200年構想を掲げる日本高野連にとって、今年の夏の甲子園は転機になるだろう。12月1日から日本高野連の第8代会長に就いた京大大学院総合生存学館教授の宝馨氏(64)の抱負を先日、聞いた。「野球という素晴らしいスポーツを楽しみながら、学んでいくのを推進したい」と言う。新会長も野球は教育の一環という理念を踏襲していく。

3日は理事会に出席し、各都道府県高野連の声を聞いた。史上最多となる7度の順延になった今夏の甲子園が議題に出た。「難しい条件のもと、野球をやらざるをえない。中途半端に試合を打ち切らざるをえない。試合運営が良かったのか、という声もお聞きしました」。宝氏は京大野球部の監督や部長、関西学生野球連盟の審判員も7年務めるなど、野球とともに歩んできた。

この夏、土砂降りのなかで続く試合をテレビで観戦していたという。「いつやめるのかと思う一方で、試合を成立させたいと審判としては思う」。審判のジレンマを察しながら、会長として改革案に触れた。

「チャンスを残して打ち切ることになるのは大変残念。継続試合なら、審判も判断しやすい。選手たちにやりやすい環境で試合をさせてあげたい。早晩、その方向になると思う」

高野連が検討する継続試合は、試合が未成立のまま中断、順延になった場合、後日、中断時から再開するものだ。線状降水帯など近年の異常気象は、いまや常態となり、温暖化にともなって、これから先も同じようなケースの多発も想定される。近未来の高校野球に即した新ルールになる。
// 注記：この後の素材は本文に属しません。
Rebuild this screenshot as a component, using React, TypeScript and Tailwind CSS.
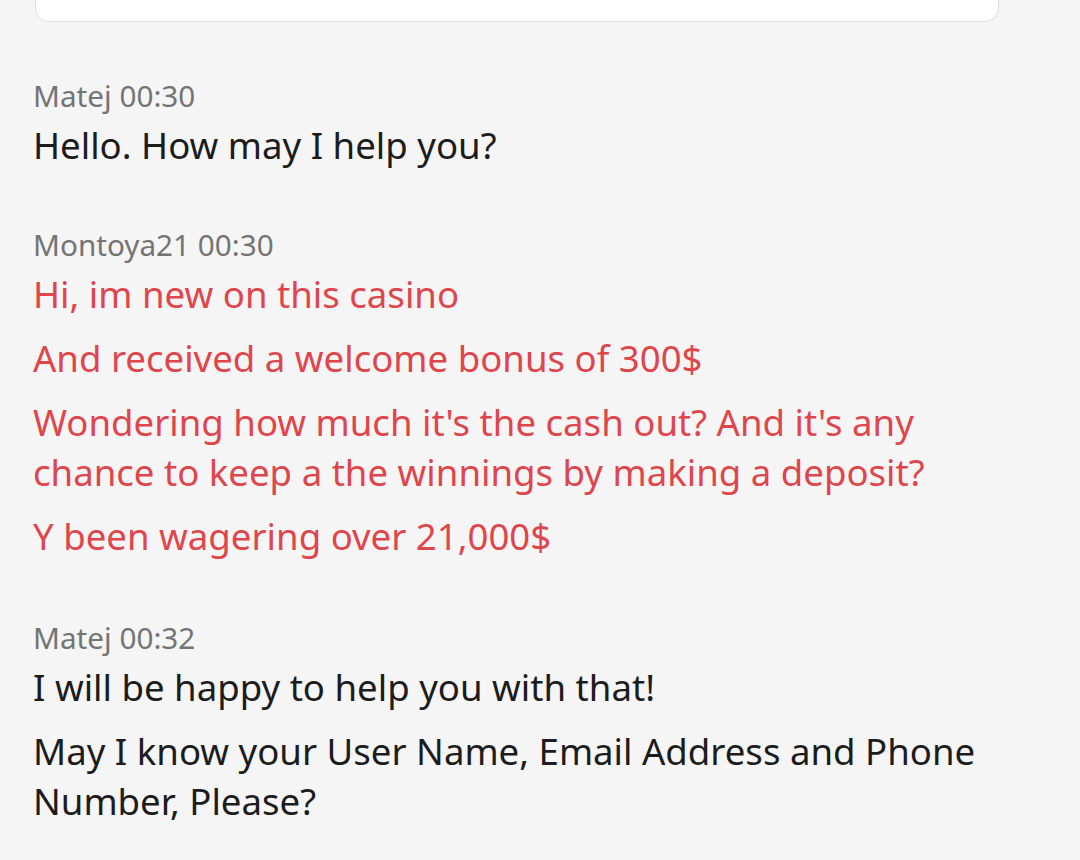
const messages = [
  {
    author: "Matej",
    time: "00:30",
    mine: false,
    lines: ["Hello. How may I help you?"],
  },
  {
    author: "Montoya21",
    time: "00:30",
    mine: true,
    lines: [
      "Hi, im new on this casino",
      "And received a welcome bonus of 300$",
      "Wondering how much it's the cash out? And it's any chance to keep a the winnings by making a deposit?",
      "Y been wagering over 21,000$",
    ],
  },
  {
    author: "Matej",
    time: "00:32",
    mine: false,
    lines: [
      "I will be happy to help you with that!",
      "May I know your User Name, Email Address and Phone Number, Please?",
    ],
  },
];

export default function App() {
  return (
    <div className="w-[1080px] h-[860px] overflow-hidden bg-[#f5f5f5] font-['Noto_Sans',sans-serif]">
      {/* card above, cut off */}
      <div className="mx-[35px] w-[964px] h-[42px] -mt-[20px] bg-white border border-[#dedede] rounded-b-[14px]" />

      <div className="pl-[33px] pr-[80px] pt-[54px] flex flex-col">
        {messages.map((m, i) => (
          <div
            key={i}
            className={`flex flex-col ${i === 0 ? "" : i === 1 ? "mt-[55px]" : "mt-[57px]"}`}
          >
            <div className="text-[29.7px] leading-[40px] text-[#747474]">
              {m.author} {m.time}
            </div>
            <div className="flex flex-col gap-[14px] mt-[4px]">
              {m.lines.map((l, j) => (
                <p
                  key={j}
                  className={`text-[36.6px] leading-[50px] ${
                    m.mine ? "text-[#e0454b]" : "text-[#1c1c1c]"
                  }`}
                >
                  {l}
                </p>
              ))}
            </div>
          </div>
        ))}
      </div>
    </div>
  );
}
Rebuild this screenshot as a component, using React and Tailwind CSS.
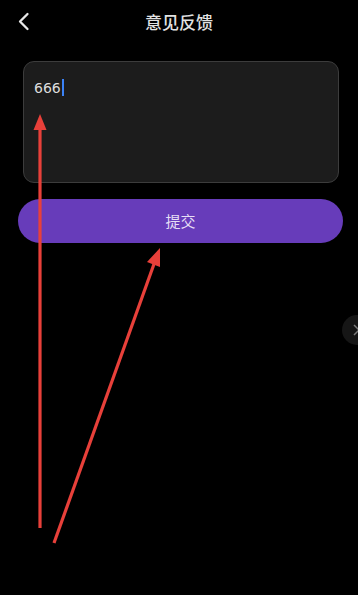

宝氏もかつては高校球児だった。西宮北(兵庫)では投手、捕手としてプレーした。「ガタガタのグラウンドで石ころだらけ。1年生の秋まで、手製のふるいを作って、内野全面、グラウンド整備をやりました。大変、思い出深いです」。1年夏、当時、大体大のエースだった比屋根吉信さんに出会った。「サイドスローですごい球を投げる方。『捕手をやれ』と言われて、捕手をしていました」。野球を教わり、グラウンド整備も手伝ってくれた。のちに、興南(沖縄)を率いて春夏6度、甲子園出場に導いた名将は宝氏にとって原点ともいえる人だろう。

「受験勉強で、途中でやめるパターンもよくあります。受験勉強とか、いろいろあるだろうが、野球が好きなら、野球に情熱を傾けて、勇気を持ってやっていただきたい」

いま、白球を追う後輩に温かいメッセージを発した。グラウンドで生きてきた人だけが持つ目線がある。野球を愛する日本高野連トップの心に触れた。